> [PROBLEM DETAILS]
Extract the first line through the line containing "BsCloudUpload, BsPlusLg, BsSearch" from the listing below, exactly as written.

> [DATASET CONTENT]
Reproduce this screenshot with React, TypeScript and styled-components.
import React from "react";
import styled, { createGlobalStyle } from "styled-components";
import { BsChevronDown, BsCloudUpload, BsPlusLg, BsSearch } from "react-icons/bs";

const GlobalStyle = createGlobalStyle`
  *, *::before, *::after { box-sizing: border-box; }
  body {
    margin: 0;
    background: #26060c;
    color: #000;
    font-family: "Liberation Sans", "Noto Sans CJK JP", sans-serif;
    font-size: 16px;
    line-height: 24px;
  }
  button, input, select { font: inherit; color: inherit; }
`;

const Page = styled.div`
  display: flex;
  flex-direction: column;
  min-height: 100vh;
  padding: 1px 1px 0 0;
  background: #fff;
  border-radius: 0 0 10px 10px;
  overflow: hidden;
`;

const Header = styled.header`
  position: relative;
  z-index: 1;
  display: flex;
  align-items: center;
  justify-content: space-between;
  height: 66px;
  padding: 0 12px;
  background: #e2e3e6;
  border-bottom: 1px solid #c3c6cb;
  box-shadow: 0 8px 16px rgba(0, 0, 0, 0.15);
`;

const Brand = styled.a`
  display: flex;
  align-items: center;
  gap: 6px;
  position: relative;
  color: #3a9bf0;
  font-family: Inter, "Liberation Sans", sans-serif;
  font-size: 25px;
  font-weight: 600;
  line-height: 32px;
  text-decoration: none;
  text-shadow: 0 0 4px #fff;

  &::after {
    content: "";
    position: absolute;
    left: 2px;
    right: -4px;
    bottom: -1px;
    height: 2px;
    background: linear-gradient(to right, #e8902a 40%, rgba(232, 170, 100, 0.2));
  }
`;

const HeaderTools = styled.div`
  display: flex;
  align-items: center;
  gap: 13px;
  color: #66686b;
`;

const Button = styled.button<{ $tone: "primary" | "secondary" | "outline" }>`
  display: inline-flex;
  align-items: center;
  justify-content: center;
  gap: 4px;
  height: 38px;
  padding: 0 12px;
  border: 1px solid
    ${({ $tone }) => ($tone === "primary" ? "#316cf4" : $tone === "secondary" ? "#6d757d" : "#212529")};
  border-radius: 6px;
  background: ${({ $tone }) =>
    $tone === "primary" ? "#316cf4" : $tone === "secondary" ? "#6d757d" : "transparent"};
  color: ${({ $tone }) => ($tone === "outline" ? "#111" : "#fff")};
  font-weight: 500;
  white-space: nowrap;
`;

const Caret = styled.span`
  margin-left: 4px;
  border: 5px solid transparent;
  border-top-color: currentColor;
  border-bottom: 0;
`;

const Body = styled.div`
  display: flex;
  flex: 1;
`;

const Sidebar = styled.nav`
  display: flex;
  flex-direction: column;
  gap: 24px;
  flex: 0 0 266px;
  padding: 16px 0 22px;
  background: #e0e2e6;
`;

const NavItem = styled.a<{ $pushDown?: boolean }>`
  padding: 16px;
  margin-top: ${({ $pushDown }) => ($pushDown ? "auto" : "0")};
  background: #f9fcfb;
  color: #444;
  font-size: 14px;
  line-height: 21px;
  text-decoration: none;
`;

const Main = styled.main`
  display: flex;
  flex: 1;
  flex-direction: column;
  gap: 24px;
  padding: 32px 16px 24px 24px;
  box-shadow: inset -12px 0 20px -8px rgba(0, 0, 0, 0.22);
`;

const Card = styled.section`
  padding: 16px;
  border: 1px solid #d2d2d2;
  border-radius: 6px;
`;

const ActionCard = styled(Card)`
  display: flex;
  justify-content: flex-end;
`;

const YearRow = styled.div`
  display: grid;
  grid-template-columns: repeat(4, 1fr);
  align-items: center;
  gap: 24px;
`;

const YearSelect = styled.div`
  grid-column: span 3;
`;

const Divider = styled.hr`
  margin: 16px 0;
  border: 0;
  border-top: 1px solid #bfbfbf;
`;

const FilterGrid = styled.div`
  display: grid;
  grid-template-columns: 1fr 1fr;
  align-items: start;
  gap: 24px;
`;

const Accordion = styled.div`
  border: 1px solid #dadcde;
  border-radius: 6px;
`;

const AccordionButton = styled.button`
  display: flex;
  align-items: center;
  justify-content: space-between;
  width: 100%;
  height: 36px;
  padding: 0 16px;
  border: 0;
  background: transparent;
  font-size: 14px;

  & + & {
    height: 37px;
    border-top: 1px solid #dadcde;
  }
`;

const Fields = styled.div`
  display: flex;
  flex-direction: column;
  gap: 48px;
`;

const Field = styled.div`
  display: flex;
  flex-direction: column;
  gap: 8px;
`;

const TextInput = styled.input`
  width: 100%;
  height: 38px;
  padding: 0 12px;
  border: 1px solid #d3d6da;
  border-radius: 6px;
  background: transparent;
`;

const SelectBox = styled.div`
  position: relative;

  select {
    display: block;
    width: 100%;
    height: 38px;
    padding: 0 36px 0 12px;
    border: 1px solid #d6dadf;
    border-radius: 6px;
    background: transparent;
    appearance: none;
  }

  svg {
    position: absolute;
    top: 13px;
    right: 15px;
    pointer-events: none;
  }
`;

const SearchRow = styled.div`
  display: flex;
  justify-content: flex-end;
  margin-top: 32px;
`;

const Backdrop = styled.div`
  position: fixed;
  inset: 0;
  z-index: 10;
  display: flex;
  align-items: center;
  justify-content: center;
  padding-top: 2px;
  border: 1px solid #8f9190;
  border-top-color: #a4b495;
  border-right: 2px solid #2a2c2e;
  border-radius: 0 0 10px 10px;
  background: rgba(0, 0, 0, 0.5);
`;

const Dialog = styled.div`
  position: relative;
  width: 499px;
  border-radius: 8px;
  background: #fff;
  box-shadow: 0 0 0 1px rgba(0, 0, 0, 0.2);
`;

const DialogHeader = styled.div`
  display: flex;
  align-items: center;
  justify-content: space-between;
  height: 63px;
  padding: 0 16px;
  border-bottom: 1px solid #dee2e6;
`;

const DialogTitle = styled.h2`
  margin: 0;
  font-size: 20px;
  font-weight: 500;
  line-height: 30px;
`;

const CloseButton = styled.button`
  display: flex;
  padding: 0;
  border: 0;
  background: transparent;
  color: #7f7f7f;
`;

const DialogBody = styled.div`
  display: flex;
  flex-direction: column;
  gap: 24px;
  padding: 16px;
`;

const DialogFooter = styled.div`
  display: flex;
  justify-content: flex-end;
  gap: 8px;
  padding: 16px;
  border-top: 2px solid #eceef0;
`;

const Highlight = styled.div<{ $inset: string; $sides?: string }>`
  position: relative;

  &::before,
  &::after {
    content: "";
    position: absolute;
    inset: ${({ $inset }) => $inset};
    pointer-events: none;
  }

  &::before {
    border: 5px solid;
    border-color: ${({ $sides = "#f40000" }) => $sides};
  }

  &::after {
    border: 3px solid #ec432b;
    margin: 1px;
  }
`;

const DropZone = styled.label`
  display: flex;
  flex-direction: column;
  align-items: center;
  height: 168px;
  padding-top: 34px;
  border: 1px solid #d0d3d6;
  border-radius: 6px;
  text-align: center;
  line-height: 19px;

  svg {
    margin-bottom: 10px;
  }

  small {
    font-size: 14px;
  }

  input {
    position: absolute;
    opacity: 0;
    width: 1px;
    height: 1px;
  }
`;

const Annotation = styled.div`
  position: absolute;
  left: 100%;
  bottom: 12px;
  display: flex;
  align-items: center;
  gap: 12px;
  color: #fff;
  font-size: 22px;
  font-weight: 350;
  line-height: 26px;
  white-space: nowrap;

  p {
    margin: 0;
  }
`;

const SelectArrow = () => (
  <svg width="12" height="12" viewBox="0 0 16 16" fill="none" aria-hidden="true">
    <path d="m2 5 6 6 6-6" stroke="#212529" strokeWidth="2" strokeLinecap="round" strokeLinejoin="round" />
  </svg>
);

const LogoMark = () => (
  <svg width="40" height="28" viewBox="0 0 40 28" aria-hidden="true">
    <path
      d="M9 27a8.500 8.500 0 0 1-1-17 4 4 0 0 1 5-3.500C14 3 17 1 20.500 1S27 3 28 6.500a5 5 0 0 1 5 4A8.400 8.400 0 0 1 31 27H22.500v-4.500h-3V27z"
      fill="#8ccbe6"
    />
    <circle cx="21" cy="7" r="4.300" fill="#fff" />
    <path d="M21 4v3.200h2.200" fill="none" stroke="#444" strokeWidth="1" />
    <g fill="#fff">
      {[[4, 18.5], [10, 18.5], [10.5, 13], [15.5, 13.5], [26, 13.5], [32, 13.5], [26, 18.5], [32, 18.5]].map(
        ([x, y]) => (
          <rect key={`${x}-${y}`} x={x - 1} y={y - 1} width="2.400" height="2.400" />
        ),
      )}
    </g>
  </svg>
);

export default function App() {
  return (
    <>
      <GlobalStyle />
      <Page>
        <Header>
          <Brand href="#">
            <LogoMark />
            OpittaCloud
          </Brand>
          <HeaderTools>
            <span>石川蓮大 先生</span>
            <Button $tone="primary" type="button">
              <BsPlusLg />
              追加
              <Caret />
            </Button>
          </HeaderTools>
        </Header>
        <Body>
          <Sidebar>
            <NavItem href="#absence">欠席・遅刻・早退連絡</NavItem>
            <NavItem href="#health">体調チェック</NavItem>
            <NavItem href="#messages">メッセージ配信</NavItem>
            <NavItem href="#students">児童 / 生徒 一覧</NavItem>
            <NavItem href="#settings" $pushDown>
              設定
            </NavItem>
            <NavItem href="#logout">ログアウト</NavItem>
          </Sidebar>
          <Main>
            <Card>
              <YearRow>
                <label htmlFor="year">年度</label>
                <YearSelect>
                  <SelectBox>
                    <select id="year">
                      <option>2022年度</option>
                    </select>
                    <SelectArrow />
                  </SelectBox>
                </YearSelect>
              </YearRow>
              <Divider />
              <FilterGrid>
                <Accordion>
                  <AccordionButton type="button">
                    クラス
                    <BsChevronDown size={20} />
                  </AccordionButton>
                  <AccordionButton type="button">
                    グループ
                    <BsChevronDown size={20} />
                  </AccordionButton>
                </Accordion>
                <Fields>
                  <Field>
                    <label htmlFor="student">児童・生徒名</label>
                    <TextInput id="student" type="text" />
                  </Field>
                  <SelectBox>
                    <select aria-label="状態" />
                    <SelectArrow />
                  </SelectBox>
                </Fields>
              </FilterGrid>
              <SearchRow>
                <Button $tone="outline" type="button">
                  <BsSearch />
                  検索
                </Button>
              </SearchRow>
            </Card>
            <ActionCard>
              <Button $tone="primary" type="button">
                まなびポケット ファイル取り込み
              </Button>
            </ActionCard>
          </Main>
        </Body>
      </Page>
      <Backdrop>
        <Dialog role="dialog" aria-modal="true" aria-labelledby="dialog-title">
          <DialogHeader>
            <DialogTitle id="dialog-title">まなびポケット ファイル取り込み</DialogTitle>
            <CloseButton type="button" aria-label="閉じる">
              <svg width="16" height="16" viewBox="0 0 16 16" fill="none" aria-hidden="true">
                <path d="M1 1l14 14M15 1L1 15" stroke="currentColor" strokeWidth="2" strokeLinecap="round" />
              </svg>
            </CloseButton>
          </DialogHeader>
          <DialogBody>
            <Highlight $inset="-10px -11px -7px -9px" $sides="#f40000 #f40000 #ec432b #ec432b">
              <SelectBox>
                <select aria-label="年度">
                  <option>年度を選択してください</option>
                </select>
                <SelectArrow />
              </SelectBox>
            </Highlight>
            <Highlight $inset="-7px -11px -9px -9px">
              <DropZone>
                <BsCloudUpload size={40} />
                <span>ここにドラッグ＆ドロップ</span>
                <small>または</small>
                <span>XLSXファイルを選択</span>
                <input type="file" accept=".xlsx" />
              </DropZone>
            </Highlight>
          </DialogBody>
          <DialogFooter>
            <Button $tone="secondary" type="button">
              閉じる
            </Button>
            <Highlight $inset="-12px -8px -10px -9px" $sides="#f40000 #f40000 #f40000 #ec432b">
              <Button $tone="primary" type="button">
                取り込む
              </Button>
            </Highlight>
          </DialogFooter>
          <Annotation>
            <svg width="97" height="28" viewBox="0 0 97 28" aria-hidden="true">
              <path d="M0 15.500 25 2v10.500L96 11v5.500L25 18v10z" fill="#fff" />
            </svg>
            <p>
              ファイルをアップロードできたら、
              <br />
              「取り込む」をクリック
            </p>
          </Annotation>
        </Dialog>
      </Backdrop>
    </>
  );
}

> [OUTPUT BELOW]
Reproduce this screenshot with React, TypeScript and styled-components.
import React from "react";
import styled, { createGlobalStyle } from "styled-components";
import { BsChevronDown, BsCloudUpload, BsPlusLg, BsSearch } from "react-icons/bs";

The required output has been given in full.